:: Instruction ::
Repeat, exactly and only, the lines from the beginning of the data through the line with "<cluster-page></cluster-page>". Pictures are left out.

:: Raw data ::
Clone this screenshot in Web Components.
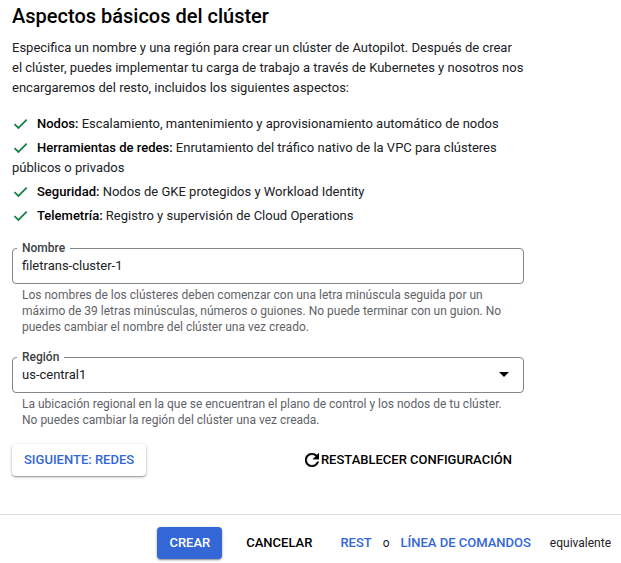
<!DOCTYPE html>
<html lang="es">
<head>
<meta charset="utf-8">
<title>Aspectos básicos del clúster</title>
<style>
  body { margin: 0; background: #fff; color: #202124; font: 400 13px/20px Roboto, "Liberation Sans", sans-serif; }
</style>
</head>
<body>
<cluster-page></cluster-page>

<template id="page-tpl">
  <style>
    :host { display: block; }
    main { max-width: 512px; padding: 4px 12px 0; color: #000; }
    h1 { margin: 0 0 10px; font-size: 20px; line-height: 24px; font-weight: 500; }
    p { margin: 0; color: #202124; }
    ul { list-style: none; margin: 16px 0; padding: 0; display: grid; gap: 4px; }
    .actions { display: flex; justify-content: space-between; align-items: center; margin-top: 16px; }
    .actions svg { margin-right: 2px; }
  </style>
  <main>
    <h1>Aspectos básicos del clúster</h1>
    <p>Especifica un nombre y una región para crear un clúster de Autopilot. Después de crear el clúster, puedes implementar tu carga de trabajo a través de Kubernetes y nosotros nos encargaremos del resto, incluidos los siguientes aspectos:</p>
    <ul>
      <li><check-item><b>Nodos:</b> Escalamiento, mantenimiento y aprovisionamiento automático de nodos</check-item></li>
      <li><check-item><b>Herramientas de redes:</b> Enrutamiento del tráfico nativo de la VPC para clústeres públicos o privados</check-item></li>
      <li><check-item><b>Seguridad:</b> Nodos de GKE protegidos y Workload Identity</check-item></li>
      <li><check-item><b>Telemetría:</b> Registro y supervisión de Cloud Operations</check-item></li>
    </ul>
    <outlined-field label="Nombre" value="filetrans-cluster-1">Los nombres de los clústeres deben comenzar con una letra minúscula seguida por un máximo de 39 letras minúsculas, números o guiones. No puede terminar con un guion. No puedes cambiar el nombre del clúster una vez creado.</outlined-field>
    <outlined-field label="Región" value="us-central1" kind="select">La ubicación regional en la que se encuentran el plano de control y los nodos de tu clúster. No puedes cambiar la región del clúster una vez creada.</outlined-field>
    <div class="actions">
      <action-button variant="raised">SIGUIENTE: REDES</action-button>
      <action-button variant="text">
        <svg slot="icon" width="14" height="14" viewBox="4 4 16 16" aria-hidden="true"><path d="M17.650 6.350A7.958 7.958 0 0 0 12 4c-4.420 0-7.990 3.580-7.990 8s3.570 8 7.990 8c3.730 0 6.840-2.550 7.730-6h-2.080A5.990 5.990 0 0 1 12 18c-3.310 0-6-2.690-6-6s2.690-6 6-6c1.660 0 3.140.690 4.220 1.780L13 11h7V4z" fill="#000" stroke="#000" stroke-width=".4"/></svg>RESTABLECER CONFIGURACIÓN</action-button>
    </div>
  </main>
  <page-footer></page-footer>
</template>

<template id="check-tpl">
  <style>
    :host { display: block; color: #202124; }
    svg { width: 16px; height: 16px; vertical-align: -4px; margin-right: 9px; }
    ::slotted(b) { font-weight: 500; color: #000; }
  </style>
  <svg viewBox="0 0 16 16" aria-hidden="true"><path d="M2.500 8.200l3.900 3.800 8.300-8.300" fill="none" stroke="#188049" stroke-width="1.800"/></svg><slot></slot>
</template>

<template id="field-tpl">
  <style>
    :host { display: block; margin-top: 16px; }
    fieldset { margin: 0; min-width: 0; padding: 0 0 0 4px; border: 1px solid #80868b; border-radius: 4px; }
    legend { padding: 0 5px; font-size: 12px; line-height: 12px; font-weight: 500; }
    label { color: #3c4043; }
    input, select { display: block; box-sizing: border-box; width: 100%; height: 29px; margin: 0; padding: 0 5px 6px; border: 0; outline: 0; background: none; font: inherit; color: #202124; appearance: none; }
    .control { display: flex; align-items: center; }
    svg { flex: none; width: 10px; height: 5px; margin: 0 14px 6px 4px; }
    .hint { padding: 3px 10px 0; font-size: 12px; line-height: 16px; color: #5f6368; }
  </style>
  <fieldset>
    <legend><label for="control"></label></legend>
    <div class="control"></div>
  </fieldset>
  <div class="hint" id="hint"><slot></slot></div>
</template>

<template id="button-tpl">
  <style>
    :host { display: block; }
    button { display: flex; align-items: center; height: 32px; margin: 0; padding: 0 12px; border: 0; border-radius: 4px; background: none; color: #000; font: inherit; font-weight: 500; white-space: nowrap; cursor: pointer; }
    :host([variant="raised"]) button { color: #3367d6; background: #fff; }
    :host([variant="primary"]) button { color: #fff; background: #3367d6; }
    :host([variant="raised"]) button, :host([variant="primary"]) button { box-shadow: 0 1px 3px rgba(0,0,0,.3), 0 1px 1px rgba(0,0,0,.2); }
  </style>
  <button type="button"><slot name="icon"></slot><slot></slot></button>
</template>

<template id="footer-tpl">
  <style>
    :host { display: block; margin-top: 38px; border-top: 1px solid #dadce0; }
    footer { display: flex; justify-content: flex-end; align-items: center; padding: 12px 10px 4px 12px; }
    .equivalent { display: flex; align-items: center; margin-left: 16px; font-size: 12px; white-space: nowrap; }
    a { color: #3367d6; font-size: 13px; font-weight: 500; text-decoration: none; }
    .or { margin: 0 11px; }
    .word { margin-left: 19px; }
    .cancel { margin-left: 12px; }
  </style>
  <footer>
    <action-button variant="primary">CREAR</action-button>
    <action-button class="cancel" variant="text">CANCELAR</action-button>
    <div class="equivalent"><a href="#rest">REST</a><span class="or">o</span><a href="#cli">LÍNEA DE COMANDOS</a><span class="word">equivalente</span></div>
  </footer>
</template>

<script>
  class TemplateElement extends HTMLElement {
    constructor() {
      super();
      const tpl = document.getElementById(this.constructor.template);
      this.attachShadow({ mode: 'open' }).append(document.importNode(tpl.content, true));
    }
  }
  class CheckItem extends TemplateElement { static template = 'check-tpl'; }
  class ActionButton extends TemplateElement { static template = 'button-tpl'; }
  class PageFooter extends TemplateElement { static template = 'footer-tpl'; }
  class ClusterPage extends TemplateElement { static template = 'page-tpl'; }
  class OutlinedField extends TemplateElement {
    static template = 'field-tpl';
    connectedCallback() {
      const box = this.shadowRoot.querySelector('.control');
      if (box.firstChild) return;
      const value = this.getAttribute('value');
      this.shadowRoot.querySelector('label').textContent = this.getAttribute('label');
      let control;
      if (this.getAttribute('kind') === 'select') {
        control = document.createElement('select');
        control.add(new Option(value, value, true, true));
        box.innerHTML = '<svg viewBox="0 0 10 5" aria-hidden="true"><path d="M0 0h10L5 5z"/></svg>';
      } else {
        control = document.createElement('input');
        control.type = 'text';
        control.value = value;
        control.spellcheck = false;
      }
      control.id = 'control';
      control.setAttribute('aria-describedby', 'hint');
      box.prepend(control);
    }
  }
  customElements.define('check-item', CheckItem);
  customElements.define('outlined-field', OutlinedField);
  customElements.define('action-button', ActionButton);
  customElements.define('page-footer', PageFooter);
  customElements.define('cluster-page', ClusterPage);
</script>
</body>
</html>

:: Result for this task ::
Clone this screenshot in Web Components.
<!DOCTYPE html>
<html lang="es">
<head>
<meta charset="utf-8">
<title>Aspectos básicos del clúster</title>
<style>
  body { margin: 0; background: #fff; color: #202124; font: 400 13px/20px Roboto, "Liberation Sans", sans-serif; }
</style>
</head>
<body>
<cluster-page></cluster-page>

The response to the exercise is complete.